Your task:
Please return nothing but the lines between the line holding "What React, TypeScript" and the line holding "MdClose, MdHome, MdPeopleAlt", both ends included, without the pictures.

Materials provided:
.....
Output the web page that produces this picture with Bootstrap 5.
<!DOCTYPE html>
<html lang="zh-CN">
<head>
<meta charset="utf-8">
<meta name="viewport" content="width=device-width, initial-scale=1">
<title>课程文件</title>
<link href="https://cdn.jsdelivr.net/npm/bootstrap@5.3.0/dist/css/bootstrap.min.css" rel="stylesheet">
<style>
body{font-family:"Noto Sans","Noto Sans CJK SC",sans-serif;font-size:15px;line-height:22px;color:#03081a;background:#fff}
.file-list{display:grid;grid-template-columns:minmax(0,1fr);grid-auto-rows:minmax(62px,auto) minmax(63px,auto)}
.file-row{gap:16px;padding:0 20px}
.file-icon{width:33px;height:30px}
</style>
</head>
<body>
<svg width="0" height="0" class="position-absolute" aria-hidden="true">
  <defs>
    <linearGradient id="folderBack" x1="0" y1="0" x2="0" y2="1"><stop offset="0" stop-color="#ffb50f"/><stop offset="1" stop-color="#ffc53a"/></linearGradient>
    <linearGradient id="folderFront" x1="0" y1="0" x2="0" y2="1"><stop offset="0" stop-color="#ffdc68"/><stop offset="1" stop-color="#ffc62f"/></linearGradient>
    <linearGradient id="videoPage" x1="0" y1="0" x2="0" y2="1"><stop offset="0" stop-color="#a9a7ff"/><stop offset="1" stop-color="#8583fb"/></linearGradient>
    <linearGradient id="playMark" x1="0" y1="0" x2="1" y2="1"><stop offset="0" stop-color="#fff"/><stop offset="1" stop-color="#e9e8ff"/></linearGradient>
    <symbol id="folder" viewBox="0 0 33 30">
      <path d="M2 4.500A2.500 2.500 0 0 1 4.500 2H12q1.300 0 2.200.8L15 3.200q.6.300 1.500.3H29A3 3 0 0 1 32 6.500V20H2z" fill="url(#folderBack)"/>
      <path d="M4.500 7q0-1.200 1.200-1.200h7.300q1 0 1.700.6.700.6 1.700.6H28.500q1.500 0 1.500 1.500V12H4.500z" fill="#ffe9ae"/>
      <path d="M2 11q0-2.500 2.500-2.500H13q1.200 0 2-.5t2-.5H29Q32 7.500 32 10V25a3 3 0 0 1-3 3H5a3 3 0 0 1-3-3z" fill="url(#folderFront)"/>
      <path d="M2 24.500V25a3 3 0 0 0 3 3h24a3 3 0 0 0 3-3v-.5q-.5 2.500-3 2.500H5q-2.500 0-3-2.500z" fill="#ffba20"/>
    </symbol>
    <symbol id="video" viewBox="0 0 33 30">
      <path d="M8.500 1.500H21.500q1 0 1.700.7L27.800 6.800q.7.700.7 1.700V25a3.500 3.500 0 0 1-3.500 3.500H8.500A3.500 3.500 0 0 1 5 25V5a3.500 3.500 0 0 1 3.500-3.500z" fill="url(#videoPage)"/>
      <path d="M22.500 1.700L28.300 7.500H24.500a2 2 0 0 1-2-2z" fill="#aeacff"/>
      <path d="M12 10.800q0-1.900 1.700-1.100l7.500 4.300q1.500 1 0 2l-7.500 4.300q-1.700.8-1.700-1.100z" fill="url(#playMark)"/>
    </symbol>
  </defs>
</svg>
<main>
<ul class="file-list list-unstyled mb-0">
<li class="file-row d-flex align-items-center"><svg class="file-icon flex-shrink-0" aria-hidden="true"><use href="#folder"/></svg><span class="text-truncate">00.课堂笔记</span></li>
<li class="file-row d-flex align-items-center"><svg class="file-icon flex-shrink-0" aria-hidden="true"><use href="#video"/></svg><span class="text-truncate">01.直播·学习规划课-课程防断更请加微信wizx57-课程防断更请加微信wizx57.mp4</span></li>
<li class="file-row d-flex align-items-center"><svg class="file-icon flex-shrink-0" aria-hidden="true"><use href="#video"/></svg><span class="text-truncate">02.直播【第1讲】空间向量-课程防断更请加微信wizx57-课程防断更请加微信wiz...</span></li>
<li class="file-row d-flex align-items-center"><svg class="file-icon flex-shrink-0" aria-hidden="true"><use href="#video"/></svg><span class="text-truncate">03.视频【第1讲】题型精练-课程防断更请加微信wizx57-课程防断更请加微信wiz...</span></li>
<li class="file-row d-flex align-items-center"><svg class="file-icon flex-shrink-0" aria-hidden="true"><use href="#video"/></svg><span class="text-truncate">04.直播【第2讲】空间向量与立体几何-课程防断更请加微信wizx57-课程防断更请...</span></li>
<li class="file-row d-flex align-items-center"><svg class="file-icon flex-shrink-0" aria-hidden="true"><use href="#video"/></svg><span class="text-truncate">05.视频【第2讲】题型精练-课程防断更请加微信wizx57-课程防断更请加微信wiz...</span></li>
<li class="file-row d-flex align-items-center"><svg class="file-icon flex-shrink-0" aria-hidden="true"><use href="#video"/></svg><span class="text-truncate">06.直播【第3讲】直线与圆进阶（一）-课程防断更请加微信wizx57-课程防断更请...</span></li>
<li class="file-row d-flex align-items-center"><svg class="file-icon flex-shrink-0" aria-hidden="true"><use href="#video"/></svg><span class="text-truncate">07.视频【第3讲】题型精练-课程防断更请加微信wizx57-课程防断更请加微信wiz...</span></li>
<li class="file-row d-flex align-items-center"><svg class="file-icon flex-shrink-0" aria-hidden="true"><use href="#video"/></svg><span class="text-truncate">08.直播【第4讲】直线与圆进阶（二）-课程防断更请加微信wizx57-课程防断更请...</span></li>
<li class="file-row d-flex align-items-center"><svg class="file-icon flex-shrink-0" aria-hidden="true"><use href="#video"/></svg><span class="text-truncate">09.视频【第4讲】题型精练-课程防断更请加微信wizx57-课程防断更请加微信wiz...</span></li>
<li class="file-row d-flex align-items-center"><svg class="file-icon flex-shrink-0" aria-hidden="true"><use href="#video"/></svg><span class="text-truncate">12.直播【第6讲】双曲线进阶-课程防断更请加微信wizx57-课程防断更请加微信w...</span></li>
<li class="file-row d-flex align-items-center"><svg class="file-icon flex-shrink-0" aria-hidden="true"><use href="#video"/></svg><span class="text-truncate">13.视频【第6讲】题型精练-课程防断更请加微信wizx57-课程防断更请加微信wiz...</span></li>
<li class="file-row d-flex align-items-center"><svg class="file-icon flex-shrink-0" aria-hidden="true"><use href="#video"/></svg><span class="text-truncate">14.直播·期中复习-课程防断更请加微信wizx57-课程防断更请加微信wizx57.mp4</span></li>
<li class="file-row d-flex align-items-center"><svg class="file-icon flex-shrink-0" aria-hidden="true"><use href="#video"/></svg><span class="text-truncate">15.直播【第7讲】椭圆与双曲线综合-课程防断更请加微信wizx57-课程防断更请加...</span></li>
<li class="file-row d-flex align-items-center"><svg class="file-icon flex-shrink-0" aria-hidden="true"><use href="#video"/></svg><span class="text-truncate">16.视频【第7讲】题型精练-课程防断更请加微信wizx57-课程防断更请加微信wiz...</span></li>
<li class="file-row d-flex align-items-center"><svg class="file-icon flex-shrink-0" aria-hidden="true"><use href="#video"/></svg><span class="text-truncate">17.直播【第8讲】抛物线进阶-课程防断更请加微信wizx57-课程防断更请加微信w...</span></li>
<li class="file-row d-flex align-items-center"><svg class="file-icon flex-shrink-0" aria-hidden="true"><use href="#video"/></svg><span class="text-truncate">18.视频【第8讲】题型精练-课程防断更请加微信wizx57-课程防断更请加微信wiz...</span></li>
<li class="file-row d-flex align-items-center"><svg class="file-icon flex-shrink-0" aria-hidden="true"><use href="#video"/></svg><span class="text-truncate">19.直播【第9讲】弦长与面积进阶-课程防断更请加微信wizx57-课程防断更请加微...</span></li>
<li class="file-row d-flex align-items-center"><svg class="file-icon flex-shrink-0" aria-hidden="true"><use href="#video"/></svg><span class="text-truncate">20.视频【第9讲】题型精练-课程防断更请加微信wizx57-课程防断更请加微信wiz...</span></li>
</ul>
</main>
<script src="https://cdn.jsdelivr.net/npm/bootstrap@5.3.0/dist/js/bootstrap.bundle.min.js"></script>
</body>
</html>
.....
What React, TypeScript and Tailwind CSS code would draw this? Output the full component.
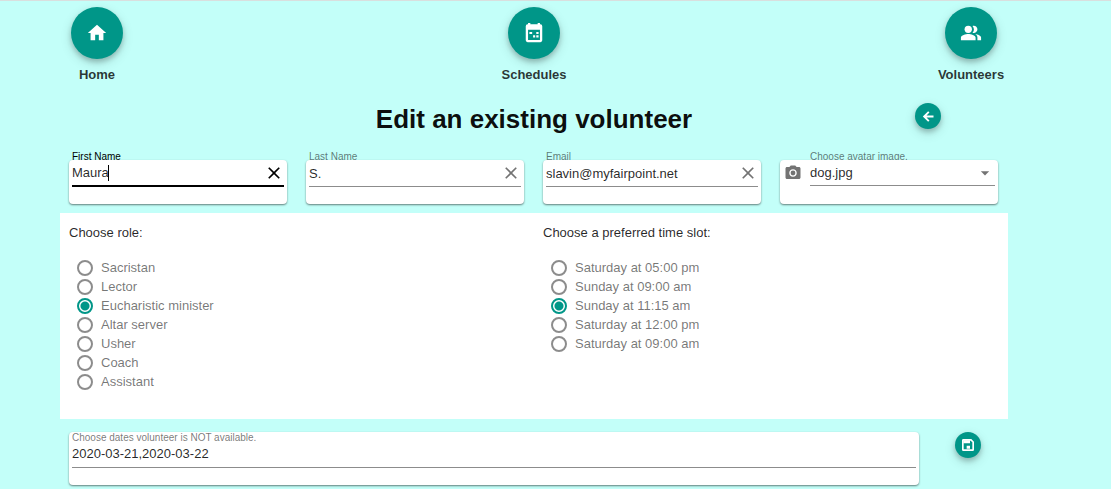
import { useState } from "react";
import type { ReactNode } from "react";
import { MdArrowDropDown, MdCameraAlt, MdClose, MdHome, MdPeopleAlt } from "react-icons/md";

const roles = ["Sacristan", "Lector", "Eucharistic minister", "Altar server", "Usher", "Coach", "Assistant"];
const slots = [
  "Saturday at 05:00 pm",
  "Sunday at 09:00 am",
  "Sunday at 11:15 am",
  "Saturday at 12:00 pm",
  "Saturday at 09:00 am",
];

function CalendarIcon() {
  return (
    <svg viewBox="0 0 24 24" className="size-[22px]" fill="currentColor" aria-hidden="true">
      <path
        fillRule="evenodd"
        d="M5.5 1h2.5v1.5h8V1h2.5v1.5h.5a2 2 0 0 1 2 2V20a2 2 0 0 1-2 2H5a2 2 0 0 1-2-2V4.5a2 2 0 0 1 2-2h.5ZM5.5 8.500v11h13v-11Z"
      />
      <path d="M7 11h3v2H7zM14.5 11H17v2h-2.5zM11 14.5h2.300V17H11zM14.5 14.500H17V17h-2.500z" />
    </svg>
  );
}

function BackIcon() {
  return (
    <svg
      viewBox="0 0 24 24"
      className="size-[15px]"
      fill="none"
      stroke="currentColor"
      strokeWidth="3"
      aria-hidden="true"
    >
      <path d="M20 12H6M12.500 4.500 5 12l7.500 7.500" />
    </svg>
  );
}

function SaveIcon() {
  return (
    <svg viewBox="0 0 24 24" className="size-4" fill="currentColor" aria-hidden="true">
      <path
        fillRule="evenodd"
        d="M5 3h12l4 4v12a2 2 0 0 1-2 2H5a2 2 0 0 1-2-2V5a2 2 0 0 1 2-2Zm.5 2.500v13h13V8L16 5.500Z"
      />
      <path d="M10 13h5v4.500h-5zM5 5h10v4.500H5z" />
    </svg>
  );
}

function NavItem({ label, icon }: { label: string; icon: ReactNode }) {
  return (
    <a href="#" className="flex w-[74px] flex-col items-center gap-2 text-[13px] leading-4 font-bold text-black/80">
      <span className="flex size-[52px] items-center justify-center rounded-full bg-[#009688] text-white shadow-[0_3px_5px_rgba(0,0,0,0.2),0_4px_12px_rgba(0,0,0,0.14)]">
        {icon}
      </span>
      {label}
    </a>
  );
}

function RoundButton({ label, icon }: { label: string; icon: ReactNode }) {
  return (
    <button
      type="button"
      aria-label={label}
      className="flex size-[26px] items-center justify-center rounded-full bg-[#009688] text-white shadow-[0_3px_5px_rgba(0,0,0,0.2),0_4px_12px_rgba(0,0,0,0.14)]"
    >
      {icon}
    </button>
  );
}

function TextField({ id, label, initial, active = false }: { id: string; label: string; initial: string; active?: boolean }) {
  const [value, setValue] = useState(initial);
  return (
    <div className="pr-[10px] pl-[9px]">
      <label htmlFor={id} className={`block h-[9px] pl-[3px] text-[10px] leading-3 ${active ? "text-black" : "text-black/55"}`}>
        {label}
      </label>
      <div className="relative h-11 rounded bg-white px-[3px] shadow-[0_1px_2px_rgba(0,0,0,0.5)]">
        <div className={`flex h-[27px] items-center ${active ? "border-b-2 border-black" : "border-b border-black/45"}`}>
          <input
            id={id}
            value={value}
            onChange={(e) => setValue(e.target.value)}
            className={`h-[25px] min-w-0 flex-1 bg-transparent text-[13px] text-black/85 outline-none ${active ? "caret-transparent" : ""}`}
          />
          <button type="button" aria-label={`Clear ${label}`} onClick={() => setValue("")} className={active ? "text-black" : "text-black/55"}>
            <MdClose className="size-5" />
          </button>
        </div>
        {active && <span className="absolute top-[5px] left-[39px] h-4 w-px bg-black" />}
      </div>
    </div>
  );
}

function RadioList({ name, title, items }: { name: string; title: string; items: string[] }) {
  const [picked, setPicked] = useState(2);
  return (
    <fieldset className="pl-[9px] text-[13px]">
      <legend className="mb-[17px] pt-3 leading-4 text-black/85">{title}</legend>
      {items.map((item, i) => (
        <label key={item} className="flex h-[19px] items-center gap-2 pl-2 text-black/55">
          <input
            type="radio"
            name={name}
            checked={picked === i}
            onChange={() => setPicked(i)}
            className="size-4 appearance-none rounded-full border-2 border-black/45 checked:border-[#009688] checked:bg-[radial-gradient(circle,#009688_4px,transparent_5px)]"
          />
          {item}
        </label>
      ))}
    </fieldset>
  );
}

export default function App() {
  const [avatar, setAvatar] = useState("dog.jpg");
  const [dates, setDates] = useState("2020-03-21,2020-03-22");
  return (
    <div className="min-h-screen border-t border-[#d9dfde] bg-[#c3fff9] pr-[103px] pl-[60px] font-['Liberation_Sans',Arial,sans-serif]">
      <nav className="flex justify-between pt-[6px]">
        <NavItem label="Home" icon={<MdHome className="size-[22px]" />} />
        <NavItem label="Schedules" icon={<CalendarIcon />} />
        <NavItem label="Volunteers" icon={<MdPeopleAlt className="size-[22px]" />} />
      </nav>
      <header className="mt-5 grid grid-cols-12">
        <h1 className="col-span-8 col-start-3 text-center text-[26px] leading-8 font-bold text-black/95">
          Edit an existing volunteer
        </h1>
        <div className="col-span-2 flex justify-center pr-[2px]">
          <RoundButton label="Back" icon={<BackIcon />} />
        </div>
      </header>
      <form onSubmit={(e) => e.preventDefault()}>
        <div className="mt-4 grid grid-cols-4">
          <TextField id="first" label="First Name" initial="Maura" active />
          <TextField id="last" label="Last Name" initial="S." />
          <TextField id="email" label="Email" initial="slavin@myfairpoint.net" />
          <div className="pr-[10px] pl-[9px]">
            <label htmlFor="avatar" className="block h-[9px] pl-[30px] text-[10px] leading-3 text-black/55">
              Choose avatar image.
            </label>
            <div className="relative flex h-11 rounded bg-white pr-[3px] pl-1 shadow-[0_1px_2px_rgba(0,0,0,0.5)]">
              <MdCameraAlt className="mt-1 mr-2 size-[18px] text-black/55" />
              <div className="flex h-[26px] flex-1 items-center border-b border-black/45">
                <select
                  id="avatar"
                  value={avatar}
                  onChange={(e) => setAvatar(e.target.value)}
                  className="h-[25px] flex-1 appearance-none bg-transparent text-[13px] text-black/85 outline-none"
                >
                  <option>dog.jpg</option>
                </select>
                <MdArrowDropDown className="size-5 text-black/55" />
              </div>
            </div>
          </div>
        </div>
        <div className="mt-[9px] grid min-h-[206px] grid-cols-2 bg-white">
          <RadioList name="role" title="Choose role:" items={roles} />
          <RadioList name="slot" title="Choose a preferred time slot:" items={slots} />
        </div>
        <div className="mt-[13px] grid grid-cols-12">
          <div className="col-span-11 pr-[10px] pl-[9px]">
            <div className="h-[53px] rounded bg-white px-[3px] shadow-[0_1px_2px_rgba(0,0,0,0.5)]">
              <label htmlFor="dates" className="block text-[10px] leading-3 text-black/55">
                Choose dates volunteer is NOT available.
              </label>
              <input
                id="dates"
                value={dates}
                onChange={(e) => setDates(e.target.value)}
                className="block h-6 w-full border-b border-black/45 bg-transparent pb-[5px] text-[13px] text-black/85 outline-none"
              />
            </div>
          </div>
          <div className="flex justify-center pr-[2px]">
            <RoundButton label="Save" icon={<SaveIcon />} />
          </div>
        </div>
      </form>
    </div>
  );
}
.....
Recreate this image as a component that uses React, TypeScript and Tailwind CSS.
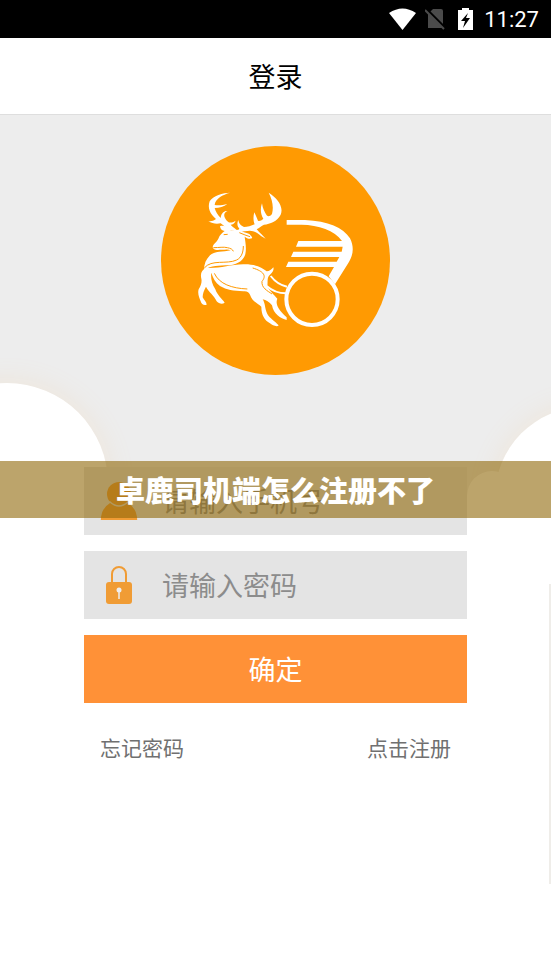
.....
The output:
What React, TypeScript and Tailwind CSS code would draw this? Output the full component.
import { useState } from "react";
import type { ReactNode } from "react";
import { MdArrowDropDown, MdCameraAlt, MdClose, MdHome, MdPeopleAlt } from "react-icons/md";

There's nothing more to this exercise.